Ancak bu açmazlar, klasik iktisadi politikalarla çözülecek durumda değildir. Kuru baskılamanın maliyeti yüksek faiz olmakta, yüksek faiz de daha baştan yatırımları engellemektedir. Düşük faiz ise uluslararası fonların kaçışına sebep olmakta, bu da kurun yükselmesine yol açmaktadır. Bu çelişkinin bir sonucu olarak da hem kur hem de faiz aynı anda artmaktadır. Saray, kapitalist kriz koşulları içerisinde bu cendereden çıkmasının mümkün olmadığının bilincinde olarak işbirlikçi-tekelci burjuvazinin önünü açmak için düzenleyici değil, doğrudan bir rol oynamak zorunda kalmaktadır.

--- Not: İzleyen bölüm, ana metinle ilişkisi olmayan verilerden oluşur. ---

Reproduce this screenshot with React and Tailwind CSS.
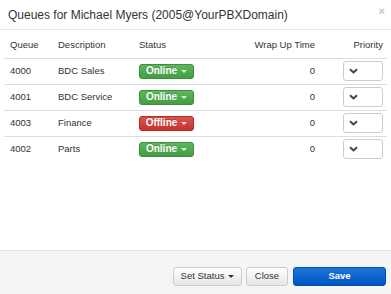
import React from 'react';

const rows = [
  { queue: '4000', desc: 'BDC Sales', online: true },
  { queue: '4001', desc: 'BDC Service', online: true },
  { queue: '4003', desc: 'Finance', online: false },
  { queue: '4002', desc: 'Parts', online: true },
];

function Caret({ className }) {
  return <span className={`inline-block w-0 h-0 border-x-[3px] border-x-transparent border-t-[3px] ml-[4px] align-middle ${className}`} />;
}

function StatusButton({ online }) {
  const tone = online
    ? 'from-[#5cb85c] to-[#449d44] border-[#3e8f3e]'
    : 'from-[#d9534f] to-[#c9302c] border-[#b92c28]';
  return (
    <button className={`w-[55px] h-[15px] flex items-center justify-center rounded-[3px] border bg-linear-to-b ${tone} text-white font-bold text-[10px] leading-none [text-shadow:0_-1px_0_rgba(0,0,0,0.2)]`}>
      {online ? 'Online' : 'Offline'}
      <Caret className="border-t-white/80" />
    </button>
  );
}

function PrioritySelect() {
  return (
    <div className="ml-auto w-[40px] h-[20px] border border-[#ccc] rounded-[3px] bg-white flex items-center pl-[5px]">
      <svg width="9" height="6" viewBox="0 0 9 6">
        <path d="M1 1.2 L4.5 4.4 L8 1.2" fill="none" stroke="#444" strokeWidth="2" />
      </svg>
    </div>
  );
}

function App() {
  return (
    <div className="w-[391px] h-[294px] bg-white flex flex-col text-[#333] font-['Liberation_Sans',Arial,sans-serif] overflow-hidden">
      <div className="h-[30px] border-b border-[#e5e5e5] flex items-center justify-between pl-[8px] pr-[6px] shrink-0">
        <h4 className="text-[12px] leading-none pt-[1px]">Queues for Michael Myers (2005@YourPBXDomain)</h4>
        <span className="text-[#c4c4c4] text-[11px] leading-none font-bold -mt-[6px]">×</span>
      </div>
      <div className="flex-1 pt-[7px] px-[4px]">
        <table className="w-full table-fixed border-collapse text-[9.5px]">
          <thead>
            <tr className="h-[21px] border-b border-[#ddd]">
              <th className="w-[48px] font-normal text-left px-[6px] pb-[4px]">Queue</th>
              <th className="w-[81px] font-normal text-left px-[6px] pb-[4px]">Description</th>
              <th className="w-[80px] font-normal text-left px-[6px] pb-[4px]">Status</th>
              <th className="font-normal text-right px-[6px] pb-[4px]">Wrap Up Time</th>
              <th className="w-[66px] font-normal text-right pl-[6px] pr-[4px] pb-[4px]">Priority</th>
            </tr>
          </thead>
          <tbody>
            {rows.map((r) => (
              <tr key={r.queue} className="h-[26px] border-b border-[#ddd] last:border-b-0">
                <td className="px-[6px]">{r.queue}</td>
                <td className="px-[6px]">{r.desc}</td>
                <td className="px-[6px]"><StatusButton online={r.online} /></td>
                <td className="px-[6px] text-right">0</td>
                <td className="pl-[6px] pr-[4px]"><PrioritySelect /></td>
              </tr>
            ))}
          </tbody>
        </table>
      </div>
      <div className="h-[44px] shrink-0 bg-[#f5f5f5] border-t border-[#e5e5e5] flex justify-end items-start pt-[16px] pr-[5px] gap-[4px] text-[9.5px]">
        <button className="w-[69px] h-[19px] flex items-center justify-center rounded-[3px] border border-[#ccc] bg-linear-to-b from-white to-[#e6e6e6]">
          Set Status
          <Caret className="border-t-[#333]" />
        </button>
        <button className="w-[42px] h-[19px] flex items-center justify-center rounded-[3px] border border-[#ccc] bg-linear-to-b from-white to-[#e6e6e6]">
          Close
        </button>
        <button className="ml-[1px] w-[93px] h-[19px] flex items-center justify-center rounded-[3px] border border-[#0050b3] bg-linear-to-b from-[#1b74dc] to-[#0057c2] text-white font-bold">
          Save
        </button>
      </div>
    </div>
  );
}

export default App;
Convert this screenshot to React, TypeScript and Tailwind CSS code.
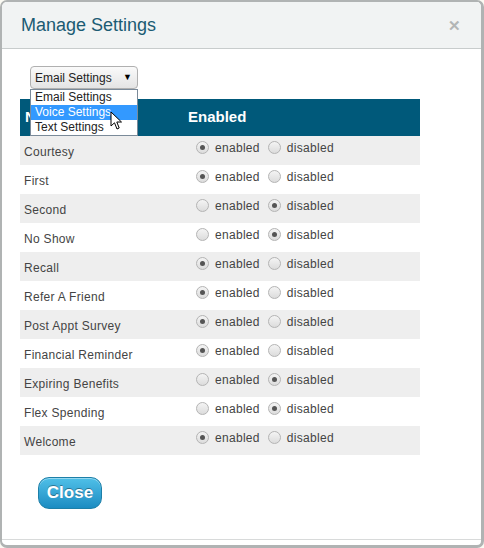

Bu kapsamda, bir yandan işçi sınıfından sermaye kesmine vergi indirimi, teşvikler ve krediler yoluyla kaynak aktarmakta, diğer yandan da savaş aygıtı ile içeride ve dışarıda işgalci-sömürgeci bir politika güderek yerli burjuvaziye askeri-sınai kompleks üzerinden pazar yaratmaktadır.
 
Kurulan bu kaynak aktarımı ve sömürgeci işgal düzeninin temel yağı da elbetteki şovenizm ve millici histeridir. Kürt halkına ve kazanımlarına yönelik yaratılan düşmanlık ve "yeniden büyük devlet olma" safsatası, hem emekçilerin zihinlerini zehirleyerek isyanı engellemeye yaramakta hem de savaşa ve yayılmacılığa rıza üretmektedir. 2002'de burjuva değişim programı çerçevesinde AKP'yi destekleyen TÜSİAD'ın şimdi Efrîn'e yönelik işgali desteklemesini, milli birlik ve beraberlikten bahsetmeye başlamasını ve tüm hak ve özgürlüklerin katledilmesine sessiz kalmasını da bu perspektiften okumak gerekir. Küresel krizin bu aşamasında, daralan kârların rahatlatılması için ihtiyaç duyulan şey serbest piyasada ve burjuva değişim programında militan bir ısrar değil, "istikrar", yani şovenist histerinin, faşizmin ve savaşın devamıdır. Zaten TÜSİAD YİK Başkanı Tuncay Özilhan, Ocak ayında yaptığı konuşmada liberal demokrasi fikrinin başarısız olduğunun görüldüğünü ve artık güçlü liderler dönemine girildiğini söylememiş miydi?
 
Ancak bu, TÜSİAD'ın tamamen faşist diktatörlüğe biat ettiği anlamına da gelmemelidir. Zira özellikle sarayın kayyum, tekelleşme ve müdahalecilik uygulamaları hem doğrudan TÜSİAD için hem de yabancı ortakları için bir risk taşımakta, bu da ekonominin emperyalizme entegrasyonunda sorunlar yaratabilmektedir. Dolayısıyla, OHAL'in sonlandırılmasının TÜSİAD için anlamı demokratikleşme derdi değil, mümkünse demokratikleşmeye dönük herhangi bir adım atılmadan sermaye düzenini hukuken garanti altına alacak kimi adımların atılmasıdır. OHAL'e dış politika ve AB'ye üyelik hedefiyle bağlantılandırılarak karşı çıkılmasının sebebi budur.
 
Özetle, bir yandan şartları iyice olgunlaşan ekonomik krize karşı siyasi iktidardan daha fazla destek talep etmekte, diğer yandan da emperyalizme olan entegrasyonun arttırılması için mülkiyet düzeninin üzerindeki risklerin bertaraf edilmesini istemektedir. Yani, hem siyasi iktidarın emperyalizm liginde yükselme çabalarından faydalanmaya hem de siyasi iktidarın emperyalist düzen ile arasındaki bağın kopmaması için gerekli uyarıları yapmaya devam etmektedir.